WHAT TO PRODUCE -
Leave out the pictures and transcribe everything else exactly.

──────

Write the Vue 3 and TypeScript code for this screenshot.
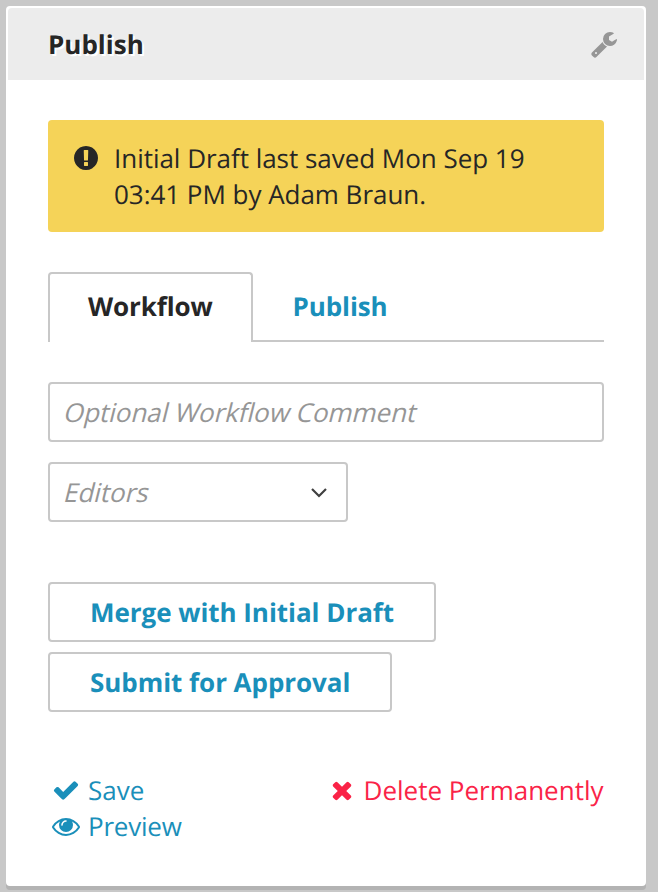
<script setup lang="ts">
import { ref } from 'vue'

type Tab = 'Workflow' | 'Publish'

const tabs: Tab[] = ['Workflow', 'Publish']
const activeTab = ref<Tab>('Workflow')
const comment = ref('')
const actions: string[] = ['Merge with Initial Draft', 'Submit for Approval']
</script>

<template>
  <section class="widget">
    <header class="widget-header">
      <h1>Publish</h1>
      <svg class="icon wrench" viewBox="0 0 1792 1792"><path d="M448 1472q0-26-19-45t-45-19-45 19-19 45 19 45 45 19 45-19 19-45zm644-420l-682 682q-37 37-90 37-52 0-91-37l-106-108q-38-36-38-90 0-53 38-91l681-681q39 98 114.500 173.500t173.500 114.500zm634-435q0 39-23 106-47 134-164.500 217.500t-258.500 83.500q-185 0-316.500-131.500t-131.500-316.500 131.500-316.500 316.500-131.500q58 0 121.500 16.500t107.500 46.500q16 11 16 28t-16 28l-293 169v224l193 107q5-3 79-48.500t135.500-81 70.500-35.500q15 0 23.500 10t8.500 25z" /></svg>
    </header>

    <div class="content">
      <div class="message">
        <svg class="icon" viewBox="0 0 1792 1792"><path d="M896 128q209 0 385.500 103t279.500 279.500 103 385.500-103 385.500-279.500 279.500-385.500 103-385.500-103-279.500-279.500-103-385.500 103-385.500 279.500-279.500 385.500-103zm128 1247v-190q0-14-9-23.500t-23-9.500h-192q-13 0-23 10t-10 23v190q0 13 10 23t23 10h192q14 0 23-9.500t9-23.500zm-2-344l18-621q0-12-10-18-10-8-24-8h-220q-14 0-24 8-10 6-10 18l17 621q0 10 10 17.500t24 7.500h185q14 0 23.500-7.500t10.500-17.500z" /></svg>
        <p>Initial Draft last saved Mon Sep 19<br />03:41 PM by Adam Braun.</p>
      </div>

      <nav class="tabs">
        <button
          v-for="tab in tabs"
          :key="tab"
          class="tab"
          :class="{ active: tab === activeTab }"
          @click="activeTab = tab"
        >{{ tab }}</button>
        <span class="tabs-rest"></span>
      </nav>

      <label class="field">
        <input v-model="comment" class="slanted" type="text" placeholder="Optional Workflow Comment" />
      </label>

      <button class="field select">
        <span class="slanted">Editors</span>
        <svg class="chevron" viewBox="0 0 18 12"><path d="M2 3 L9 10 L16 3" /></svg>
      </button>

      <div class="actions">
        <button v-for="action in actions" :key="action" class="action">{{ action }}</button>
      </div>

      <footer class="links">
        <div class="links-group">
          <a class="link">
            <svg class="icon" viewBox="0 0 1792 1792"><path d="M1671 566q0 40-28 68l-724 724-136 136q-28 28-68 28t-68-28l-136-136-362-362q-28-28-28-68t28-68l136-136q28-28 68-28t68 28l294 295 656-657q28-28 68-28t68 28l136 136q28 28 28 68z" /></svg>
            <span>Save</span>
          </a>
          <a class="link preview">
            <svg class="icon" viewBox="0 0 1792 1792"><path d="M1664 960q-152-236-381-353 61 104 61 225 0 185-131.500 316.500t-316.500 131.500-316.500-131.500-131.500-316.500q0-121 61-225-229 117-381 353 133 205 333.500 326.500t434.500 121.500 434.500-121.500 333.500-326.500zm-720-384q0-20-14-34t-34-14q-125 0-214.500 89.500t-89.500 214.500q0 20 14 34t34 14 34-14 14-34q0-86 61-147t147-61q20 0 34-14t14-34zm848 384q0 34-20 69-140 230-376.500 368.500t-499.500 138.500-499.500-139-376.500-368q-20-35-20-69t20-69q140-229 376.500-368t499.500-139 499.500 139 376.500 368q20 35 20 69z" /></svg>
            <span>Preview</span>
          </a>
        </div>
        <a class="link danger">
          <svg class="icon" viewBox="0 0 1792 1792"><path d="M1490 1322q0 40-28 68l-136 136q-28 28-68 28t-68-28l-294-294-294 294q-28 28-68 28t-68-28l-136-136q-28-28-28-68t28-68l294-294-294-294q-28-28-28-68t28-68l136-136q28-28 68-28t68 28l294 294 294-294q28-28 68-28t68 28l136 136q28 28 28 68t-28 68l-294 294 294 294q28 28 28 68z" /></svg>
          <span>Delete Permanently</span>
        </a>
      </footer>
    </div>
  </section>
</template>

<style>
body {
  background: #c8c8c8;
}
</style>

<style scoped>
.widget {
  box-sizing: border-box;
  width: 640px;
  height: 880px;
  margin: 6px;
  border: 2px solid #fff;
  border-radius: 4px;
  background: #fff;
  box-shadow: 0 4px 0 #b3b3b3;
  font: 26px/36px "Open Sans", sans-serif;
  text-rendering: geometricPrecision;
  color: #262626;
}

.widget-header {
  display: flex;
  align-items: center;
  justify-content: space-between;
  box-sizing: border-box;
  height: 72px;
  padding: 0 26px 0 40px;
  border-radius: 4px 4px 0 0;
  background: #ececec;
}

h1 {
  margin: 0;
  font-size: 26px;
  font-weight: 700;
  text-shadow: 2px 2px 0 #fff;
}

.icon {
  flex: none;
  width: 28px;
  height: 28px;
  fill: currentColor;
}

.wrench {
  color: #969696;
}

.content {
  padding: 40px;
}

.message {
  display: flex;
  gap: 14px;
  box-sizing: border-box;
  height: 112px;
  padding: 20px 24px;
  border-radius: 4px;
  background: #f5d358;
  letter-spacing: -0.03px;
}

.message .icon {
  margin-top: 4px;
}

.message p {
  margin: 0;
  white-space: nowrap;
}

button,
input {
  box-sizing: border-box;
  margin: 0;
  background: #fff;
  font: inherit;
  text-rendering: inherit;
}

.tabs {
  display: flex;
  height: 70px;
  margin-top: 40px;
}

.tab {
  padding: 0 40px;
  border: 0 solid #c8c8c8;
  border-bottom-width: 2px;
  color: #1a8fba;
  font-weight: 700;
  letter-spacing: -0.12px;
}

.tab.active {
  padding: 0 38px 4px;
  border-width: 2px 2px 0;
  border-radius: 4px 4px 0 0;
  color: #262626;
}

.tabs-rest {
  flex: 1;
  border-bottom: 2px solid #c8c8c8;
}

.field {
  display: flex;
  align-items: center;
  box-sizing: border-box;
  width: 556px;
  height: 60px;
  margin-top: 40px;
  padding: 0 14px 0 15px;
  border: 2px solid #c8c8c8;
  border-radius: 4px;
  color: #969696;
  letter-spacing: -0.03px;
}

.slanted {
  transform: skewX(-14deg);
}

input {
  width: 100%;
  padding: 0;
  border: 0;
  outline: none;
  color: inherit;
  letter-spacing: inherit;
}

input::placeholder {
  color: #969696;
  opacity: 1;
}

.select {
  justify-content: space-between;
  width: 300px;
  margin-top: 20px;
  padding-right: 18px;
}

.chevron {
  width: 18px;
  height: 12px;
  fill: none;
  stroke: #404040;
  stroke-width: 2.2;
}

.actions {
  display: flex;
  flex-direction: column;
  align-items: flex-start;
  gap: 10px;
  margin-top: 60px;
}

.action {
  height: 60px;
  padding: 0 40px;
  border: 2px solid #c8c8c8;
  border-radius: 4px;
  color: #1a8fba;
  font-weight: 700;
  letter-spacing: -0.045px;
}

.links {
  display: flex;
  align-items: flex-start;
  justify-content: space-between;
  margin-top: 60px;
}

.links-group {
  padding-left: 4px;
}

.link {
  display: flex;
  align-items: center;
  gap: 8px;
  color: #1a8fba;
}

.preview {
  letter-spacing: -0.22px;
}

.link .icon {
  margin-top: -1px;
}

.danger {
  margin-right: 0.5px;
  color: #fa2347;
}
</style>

──────

TASK OUTPUT -
Write the Vue 3 and TypeScript code for this screenshot.
<script setup lang="ts">
import { ref } from 'vue'

type Tab = 'Workflow' | 'Publish'

const tabs: Tab[] = ['Workflow', 'Publish']
const activeTab = ref<Tab>('Workflow')
const comment = ref('')
const actions: string[] = ['Merge with Initial Draft', 'Submit for Approval']
</script>

<template>
  <section class="widget">
    <header class="widget-header">
      <h1>Publish</h1>
      <svg class="icon wrench" viewBox="0 0 1792 1792"><path d="M448 1472q0-26-19-45t-45-19-45 19-19 45 19 45 45 19 45-19 19-45zm644-420l-682 682q-37 37-90 37-52 0-91-37l-106-108q-38-36-38-90 0-53 38-91l681-681q39 98 114.500 173.500t173.500 114.500zm634-435q0 39-23 106-47 134-164.500 217.500t-258.500 83.500q-185 0-316.500-131.500t-131.500-316.500 131.500-316.500 316.500-131.500q58 0 121.500 16.500t107.500 46.500q16 11 16 28t-16 28l-293 169v224l193 107q5-3 79-48.500t135.500-81 70.500-35.500q15 0 23.500 10t8.500 25z" /></svg>
    </header>

    <div class="content">
      <div class="message">
        <svg class="icon" viewBox="0 0 1792 1792"><path d="M896 128q209 0 385.500 103t279.500 279.500 103 385.500-103 385.500-279.500 279.500-385.500 103-385.500-103-279.500-279.500-103-385.500 103-385.500 279.500-279.500 385.500-103zm128 1247v-190q0-14-9-23.500t-23-9.500h-192q-13 0-23 10t-10 23v190q0 13 10 23t23 10h192q14 0 23-9.500t9-23.500zm-2-344l18-621q0-12-10-18-10-8-24-8h-220q-14 0-24 8-10 6-10 18l17 621q0 10 10 17.500t24 7.500h185q14 0 23.500-7.500t10.500-17.500z" /></svg>
        <p>Initial Draft last saved Mon Sep 19<br />03:41 PM by Adam Braun.</p>
      </div>

      <nav class="tabs">
        <button
          v-for="tab in tabs"
          :key="tab"
          class="tab"
          :class="{ active: tab === activeTab }"
          @click="activeTab = tab"
        >{{ tab }}</button>
        <span class="tabs-rest"></span>
      </nav>

      <label class="field">
        <input v-model="comment" class="slanted" type="text" placeholder="Optional Workflow Comment" />
      </label>

      <button class="field select">
        <span class="slanted">Editors</span>
        <svg class="chevron" viewBox="0 0 18 12"><path d="M2 3 L9 10 L16 3" /></svg>
      </button>

      <div class="actions">
        <button v-for="action in actions" :key="action" class="action">{{ action }}</button>
      </div>

      <footer class="links">
        <div class="links-group">
          <a class="link">
            <svg class="icon" viewBox="0 0 1792 1792"><path d="M1671 566q0 40-28 68l-724 724-136 136q-28 28-68 28t-68-28l-136-136-362-362q-28-28-28-68t28-68l136-136q28-28 68-28t68 28l294 295 656-657q28-28 68-28t68 28l136 136q28 28 28 68z" /></svg>
            <span>Save</span>
          </a>
          <a class="link preview">
            <svg class="icon" viewBox="0 0 1792 1792"><path d="M1664 960q-152-236-381-353 61 104 61 225 0 185-131.500 316.500t-316.500 131.500-316.500-131.500-131.500-316.500q0-121 61-225-229 117-381 353 133 205 333.500 326.500t434.500 121.500 434.500-121.500 333.500-326.500zm-720-384q0-20-14-34t-34-14q-125 0-214.500 89.500t-89.500 214.500q0 20 14 34t34 14 34-14 14-34q0-86 61-147t147-61q20 0 34-14t14-34zm848 384q0 34-20 69-140 230-376.500 368.500t-499.500 138.500-499.500-139-376.500-368q-20-35-20-69t20-69q140-229 376.500-368t499.500-139 499.500 139 376.500 368q20 35 20 69z" /></svg>
            <span>Preview</span>
          </a>
        </div>
        <a class="link danger">
          <svg class="icon" viewBox="0 0 1792 1792"><path d="M1490 1322q0 40-28 68l-136 136q-28 28-68 28t-68-28l-294-294-294 294q-28 28-68 28t-68-28l-136-136q-28-28-28-68t28-68l294-294-294-294q-28-28-28-68t28-68l136-136q28-28 68-28t68 28l294 294 294-294q28-28 68-28t68 28l136 136q28 28 28 68t-28 68l-294 294 294 294q28 28 28 68z" /></svg>
          <span>Delete Permanently</span>
        </a>
      </footer>
    </div>
  </section>
</template>

<style>
body {
  background: #c8c8c8;
}
</style>

<style scoped>
.widget {
  box-sizing: border-box;
  width: 640px;
  height: 880px;
  margin: 6px;
  border: 2px solid #fff;
  border-radius: 4px;
  background: #fff;
  box-shadow: 0 4px 0 #b3b3b3;
  font: 26px/36px "Open Sans", sans-serif;
  text-rendering: geometricPrecision;
  color: #262626;
}

.widget-header {
  display: flex;
  align-items: center;
  justify-content: space-between;
  box-sizing: border-box;
  height: 72px;
  padding: 0 26px 0 40px;
  border-radius: 4px 4px 0 0;
  background: #ececec;
}

h1 {
  margin: 0;
  font-size: 26px;
  font-weight: 700;
  text-shadow: 2px 2px 0 #fff;
}

.icon {
  flex: none;
  width: 28px;
  height: 28px;
  fill: currentColor;
}

.wrench {
  color: #969696;
}

.content {
  padding: 40px;
}

.message {
  display: flex;
  gap: 14px;
  box-sizing: border-box;
  height: 112px;
  padding: 20px 24px;
  border-radius: 4px;
  background: #f5d358;
  letter-spacing: -0.03px;
}

.message .icon {
  margin-top: 4px;
}

.message p {
  margin: 0;
  white-space: nowrap;
}

button,
input {
  box-sizing: border-box;
  margin: 0;
  background: #fff;
  font: inherit;
  text-rendering: inherit;
}

.tabs {
  display: flex;
  height: 70px;
  margin-top: 40px;
}

.tab {
  padding: 0 40px;
  border: 0 solid #c8c8c8;
  border-bottom-width: 2px;
  color: #1a8fba;
  font-weight: 700;
  letter-spacing: -0.12px;
}

.tab.active {
  padding: 0 38px 4px;
  border-width: 2px 2px 0;
  border-radius: 4px 4px 0 0;
  color: #262626;
}

.tabs-rest {
  flex: 1;
  border-bottom: 2px solid #c8c8c8;
}

.field {
  display: flex;
  align-items: center;
  box-sizing: border-box;
  width: 556px;
  height: 60px;
  margin-top: 40px;
  padding: 0 14px 0 15px;
  border: 2px solid #c8c8c8;
  border-radius: 4px;
  color: #969696;
  letter-spacing: -0.03px;
}

.slanted {
  transform: skewX(-14deg);
}

input {
  width: 100%;
  padding: 0;
  border: 0;
  outline: none;
  color: inherit;
  letter-spacing: inherit;
}

input::placeholder {
  color: #969696;
  opacity: 1;
}

.select {
  justify-content: space-between;
  width: 300px;
  margin-top: 20px;
  padding-right: 18px;
}

.chevron {
  width: 18px;
  height: 12px;
  fill: none;
  stroke: #404040;
  stroke-width: 2.2;
}

.actions {
  display: flex;
  flex-direction: column;
  align-items: flex-start;
  gap: 10px;
  margin-top: 60px;
}

.action {
  height: 60px;
  padding: 0 40px;
  border: 2px solid #c8c8c8;
  border-radius: 4px;
  color: #1a8fba;
  font-weight: 700;
  letter-spacing: -0.045px;
}

.links {
  display: flex;
  align-items: flex-start;
  justify-content: space-between;
  margin-top: 60px;
}

.links-group {
  padding-left: 4px;
}

.link {
  display: flex;
  align-items: center;
  gap: 8px;
  color: #1a8fba;
}

.preview {
  letter-spacing: -0.22px;
}

.link .icon {
  margin-top: -1px;
}

.danger {
  margin-right: 0.5px;
  color: #fa2347;
}
</style>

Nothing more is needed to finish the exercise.